### Instructions for the task
In the listing below, find the line with "h-[68px] w-full border-2", then repeat exactly every line from the top through that one.

### Information shown
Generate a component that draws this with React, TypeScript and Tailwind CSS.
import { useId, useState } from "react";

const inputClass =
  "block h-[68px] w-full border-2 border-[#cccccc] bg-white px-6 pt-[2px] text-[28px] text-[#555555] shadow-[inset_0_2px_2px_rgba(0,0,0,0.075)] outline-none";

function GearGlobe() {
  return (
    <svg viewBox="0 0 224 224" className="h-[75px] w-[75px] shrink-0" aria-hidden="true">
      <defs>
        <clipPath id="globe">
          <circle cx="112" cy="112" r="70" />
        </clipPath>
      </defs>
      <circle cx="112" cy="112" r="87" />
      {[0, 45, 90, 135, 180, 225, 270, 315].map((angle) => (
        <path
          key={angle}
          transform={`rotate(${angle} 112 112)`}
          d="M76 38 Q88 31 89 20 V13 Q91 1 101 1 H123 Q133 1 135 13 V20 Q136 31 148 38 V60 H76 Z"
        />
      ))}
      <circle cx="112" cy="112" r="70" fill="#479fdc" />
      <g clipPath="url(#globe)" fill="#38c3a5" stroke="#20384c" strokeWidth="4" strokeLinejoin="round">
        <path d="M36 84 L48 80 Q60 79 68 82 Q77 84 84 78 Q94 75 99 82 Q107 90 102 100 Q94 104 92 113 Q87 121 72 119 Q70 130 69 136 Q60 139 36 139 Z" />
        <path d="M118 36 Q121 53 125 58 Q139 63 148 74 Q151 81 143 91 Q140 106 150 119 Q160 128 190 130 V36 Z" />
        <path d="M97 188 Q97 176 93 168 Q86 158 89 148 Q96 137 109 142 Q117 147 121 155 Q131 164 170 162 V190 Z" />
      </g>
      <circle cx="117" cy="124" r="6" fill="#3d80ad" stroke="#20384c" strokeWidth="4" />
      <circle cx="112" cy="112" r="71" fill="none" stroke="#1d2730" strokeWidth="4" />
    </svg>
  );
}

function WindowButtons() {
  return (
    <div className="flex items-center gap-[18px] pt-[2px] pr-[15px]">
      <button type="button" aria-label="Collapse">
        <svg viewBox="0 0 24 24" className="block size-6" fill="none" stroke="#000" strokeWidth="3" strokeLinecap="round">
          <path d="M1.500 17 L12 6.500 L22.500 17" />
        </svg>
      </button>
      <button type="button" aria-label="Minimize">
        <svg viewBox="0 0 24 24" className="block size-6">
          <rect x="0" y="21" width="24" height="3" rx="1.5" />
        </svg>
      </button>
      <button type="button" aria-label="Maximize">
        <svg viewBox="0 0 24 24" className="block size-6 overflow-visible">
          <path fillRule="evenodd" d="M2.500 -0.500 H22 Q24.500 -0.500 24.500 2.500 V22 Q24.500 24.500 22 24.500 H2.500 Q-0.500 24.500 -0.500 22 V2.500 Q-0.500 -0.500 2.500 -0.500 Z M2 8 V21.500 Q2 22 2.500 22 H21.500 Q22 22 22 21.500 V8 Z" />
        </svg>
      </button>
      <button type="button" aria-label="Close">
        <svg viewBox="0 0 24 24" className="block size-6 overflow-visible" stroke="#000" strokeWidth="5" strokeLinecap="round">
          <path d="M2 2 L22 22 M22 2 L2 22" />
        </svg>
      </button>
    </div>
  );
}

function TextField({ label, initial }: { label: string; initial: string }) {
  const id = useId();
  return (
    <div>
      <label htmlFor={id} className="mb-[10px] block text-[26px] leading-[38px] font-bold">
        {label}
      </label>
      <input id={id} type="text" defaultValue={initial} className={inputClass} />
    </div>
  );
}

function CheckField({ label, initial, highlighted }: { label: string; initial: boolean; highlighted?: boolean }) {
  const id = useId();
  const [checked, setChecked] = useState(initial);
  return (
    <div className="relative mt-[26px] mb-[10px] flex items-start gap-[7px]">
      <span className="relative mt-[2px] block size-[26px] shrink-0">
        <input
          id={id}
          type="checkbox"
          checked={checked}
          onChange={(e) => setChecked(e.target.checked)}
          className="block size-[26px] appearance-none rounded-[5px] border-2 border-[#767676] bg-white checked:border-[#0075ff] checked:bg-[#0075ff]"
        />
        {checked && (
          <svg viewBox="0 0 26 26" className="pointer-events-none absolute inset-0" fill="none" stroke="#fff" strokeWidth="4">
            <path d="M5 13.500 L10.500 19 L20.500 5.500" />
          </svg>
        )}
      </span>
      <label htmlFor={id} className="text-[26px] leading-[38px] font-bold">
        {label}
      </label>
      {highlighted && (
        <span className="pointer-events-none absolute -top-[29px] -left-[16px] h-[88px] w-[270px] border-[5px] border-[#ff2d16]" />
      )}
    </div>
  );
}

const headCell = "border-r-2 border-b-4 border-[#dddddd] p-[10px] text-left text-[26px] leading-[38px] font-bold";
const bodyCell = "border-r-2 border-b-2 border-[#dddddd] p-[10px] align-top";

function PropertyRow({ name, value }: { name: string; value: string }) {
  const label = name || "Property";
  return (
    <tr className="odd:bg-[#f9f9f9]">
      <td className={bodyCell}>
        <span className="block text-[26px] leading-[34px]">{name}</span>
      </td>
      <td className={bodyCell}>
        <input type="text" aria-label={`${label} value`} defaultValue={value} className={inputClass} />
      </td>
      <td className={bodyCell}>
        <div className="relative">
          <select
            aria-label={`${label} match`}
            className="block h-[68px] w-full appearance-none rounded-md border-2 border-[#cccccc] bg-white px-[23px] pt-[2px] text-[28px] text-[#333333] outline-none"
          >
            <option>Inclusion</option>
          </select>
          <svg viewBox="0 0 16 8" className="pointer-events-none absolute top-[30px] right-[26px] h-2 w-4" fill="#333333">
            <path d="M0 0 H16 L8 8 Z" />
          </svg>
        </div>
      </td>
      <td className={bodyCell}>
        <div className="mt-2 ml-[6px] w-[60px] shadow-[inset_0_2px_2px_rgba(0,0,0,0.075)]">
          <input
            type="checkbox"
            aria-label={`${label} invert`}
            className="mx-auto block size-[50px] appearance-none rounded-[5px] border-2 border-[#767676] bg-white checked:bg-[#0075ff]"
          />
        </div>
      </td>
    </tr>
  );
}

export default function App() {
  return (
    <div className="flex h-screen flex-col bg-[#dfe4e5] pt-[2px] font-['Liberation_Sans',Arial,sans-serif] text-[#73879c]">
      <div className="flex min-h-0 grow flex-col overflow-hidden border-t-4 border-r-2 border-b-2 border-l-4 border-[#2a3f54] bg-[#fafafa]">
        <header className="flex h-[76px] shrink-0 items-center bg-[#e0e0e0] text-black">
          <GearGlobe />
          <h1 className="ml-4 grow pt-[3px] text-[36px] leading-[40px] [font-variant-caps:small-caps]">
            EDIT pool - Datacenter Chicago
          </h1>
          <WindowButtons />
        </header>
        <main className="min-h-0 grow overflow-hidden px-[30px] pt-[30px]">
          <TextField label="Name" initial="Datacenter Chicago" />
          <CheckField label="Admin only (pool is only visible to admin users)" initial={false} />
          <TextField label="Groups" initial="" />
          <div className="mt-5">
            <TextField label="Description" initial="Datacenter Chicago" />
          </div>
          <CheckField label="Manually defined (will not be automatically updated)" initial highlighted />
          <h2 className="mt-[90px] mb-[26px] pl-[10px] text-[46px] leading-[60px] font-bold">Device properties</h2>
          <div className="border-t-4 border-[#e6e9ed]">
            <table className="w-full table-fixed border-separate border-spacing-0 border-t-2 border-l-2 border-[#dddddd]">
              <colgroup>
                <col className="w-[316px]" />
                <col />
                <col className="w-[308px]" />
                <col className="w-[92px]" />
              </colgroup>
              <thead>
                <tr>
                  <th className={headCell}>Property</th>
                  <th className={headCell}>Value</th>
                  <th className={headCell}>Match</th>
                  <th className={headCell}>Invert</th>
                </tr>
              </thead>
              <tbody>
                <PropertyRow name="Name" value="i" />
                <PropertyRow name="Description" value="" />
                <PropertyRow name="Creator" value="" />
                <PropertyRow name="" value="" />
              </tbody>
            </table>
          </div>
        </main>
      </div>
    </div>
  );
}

### Complete output
Generate a component that draws this with React, TypeScript and Tailwind CSS.
import { useId, useState } from "react";

const inputClass =
  "block h-[68px] w-full border-2 border-[#cccccc] bg-white px-6 pt-[2px] text-[28px] text-[#555555] shadow-[inset_0_2px_2px_rgba(0,0,0,0.075)] outline-none";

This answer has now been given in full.